By Koustav Samanta
SINGAPORE (Reuters) - Oil prices climbed on Monday after U.S. drilling activity fell to its lowest level in about two months, but increasing concerns about weaker growth in major economies kept a lid on gains.
International Brent crude oil futures (LCOc1) were at $60.37 per barrel at 0134 GMT, up 9 cents, or 0.2 percent, from their last close.
U.S. West Texas Intermediate (WTI) crude futures (CLc1) were at $51.44 per barrel, up 24 cents, or 0.5 percent.
"Oil is finding support as the drop in Baker Hughes rig counts points to a near-term slowdown in U.S. production," said Stephen Innes, head of trading for Asia-Pacific at futures brokerage Oanda in Singapore.

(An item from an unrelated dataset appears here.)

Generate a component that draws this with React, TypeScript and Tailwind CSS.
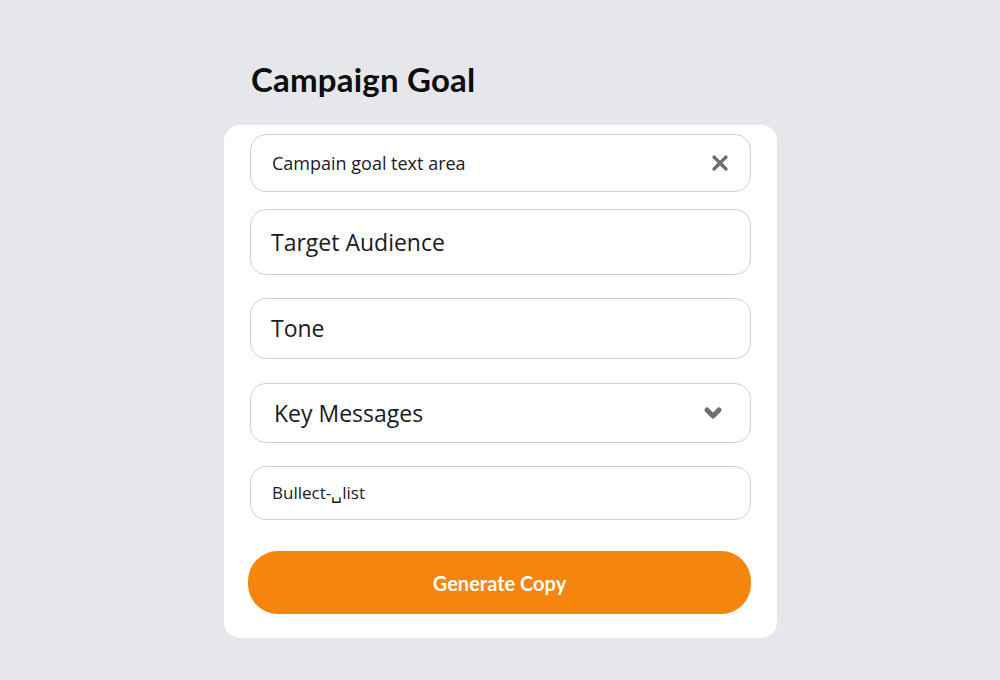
import React from 'react';

const App: React.FC = () => {
  return (
    <div className="min-h-screen w-full bg-[#e5e7ea] font-['Open_Sans',sans-serif] text-[#1a1a1c]">
      <div className="w-[553px] ml-[224px] pt-[59px]">
        {/* Title */}
        <h1 className="ml-[27px] text-[33px] leading-[40px] font-bold font-['Lato',sans-serif] tracking-[0.2px] text-[#0d0d0d]">
          Campaign Goal
        </h1>

        {/* Card */}
        <div className="mt-[26px] bg-white rounded-[16px] px-[26px] pt-[9px] pb-[24px]">
          <div className="h-[58px] rounded-[16px] border border-[#cfd1d4] flex items-center justify-between pl-[21px] pr-[21px]">
            <span className="text-[18px]">Campain goal text area</span>
            <svg width="18" height="18" viewBox="0 0 18 18" className="text-[#6b6e73]">
              <path d="M3 3 L15 15 M15 3 L3 15" stroke="currentColor" strokeWidth="3.2" strokeLinecap="round" />
            </svg>
          </div>

          <div className="mt-[17px] h-[66px] rounded-[16px] border border-[#cfd1d4] flex items-center pl-[20px]">
            <span className="text-[23px]">Target Audience</span>
          </div>

          <div className="mt-[23px] h-[61px] rounded-[16px] border border-[#cfd1d4] flex items-center pl-[20px]">
            <span className="text-[23px]">Tone</span>
          </div>

          <div className="mt-[24px] h-[60px] rounded-[16px] border border-[#cfd1d4] flex items-center justify-between pl-[23px] pr-[27px]">
            <span className="text-[23px]">Key Messages</span>
            <svg width="20" height="16" viewBox="0 0 20 16" className="text-[#6b6e73]">
              <path d="M4 5 L10 11 L16 5" fill="none" stroke="currentColor" strokeWidth="5" strokeLinecap="round" strokeLinejoin="round" />
            </svg>
          </div>

          <div className="mt-[23px] h-[54px] rounded-[16px] border border-[#cfd1d4] flex items-center pl-[21px]">
            <span className="text-[17px]">Bullect-␣list</span>
          </div>

          <button className="mt-[31px] -ml-[2px] w-[503px] h-[63px] rounded-[30px] bg-[#f5850c] text-white text-[20px] font-bold font-['Lato',sans-serif] flex items-center justify-center">
            Generate Copy
          </button>
        </div>
      </div>
    </div>
  );
};

export default App;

U.S. drillers cut four oil rigs in the week to Dec. 14, pulling the total count to the lowest since mid-October at 873, General Electric Co's (N:GE) Baker Hughes energy services firm said on Friday.
"This, when combined with (expectations) Saudi Arabia is ... to cut exports to the United States to draw down inventory builds (there) should provide a short-term base despite global slowdown fears, which continue to resonate," Innes said.
The Organisation of the Petroleum Exporting Countries and its Russia-led allies have agreed to curb output from January, in a move to be reviewed at a meeting in April. Saudi Arabia is OPEC's de facto leader.
However, some analysts said that oil markets were expected to remain oversupplied in the near-term as the OPEC-led planned supply cuts would likely help in some rebalancing only by the second-half of next year.
Growing concerns about weakening growth in major economies such as China and Europe also dampened the mood in markets for oil and other asset classes.
Chinese oil refinery throughput in November fell from October, suggesting an easing in oil demand, while the country's industrial output rose the least in nearly three years as the economy continued to lose momentum.
Meanwhile, French business activity plunged unexpectedly into contraction this month, retreating at the fastest pace in over four years, while Germany's private sector expansion slowed to a four-year low in December."
"The potential for a significant movement in the U.S. dollar clearly has an impact on oil pricing with the Fed meeting (this week). We're looking outside the oil markets for its next major move," said Michael McCarthy, chief markets strategist at CMC markets.
The U.S. Federal Open Market Committee (FOMC) is set to start a two-day meeting on Tuesday.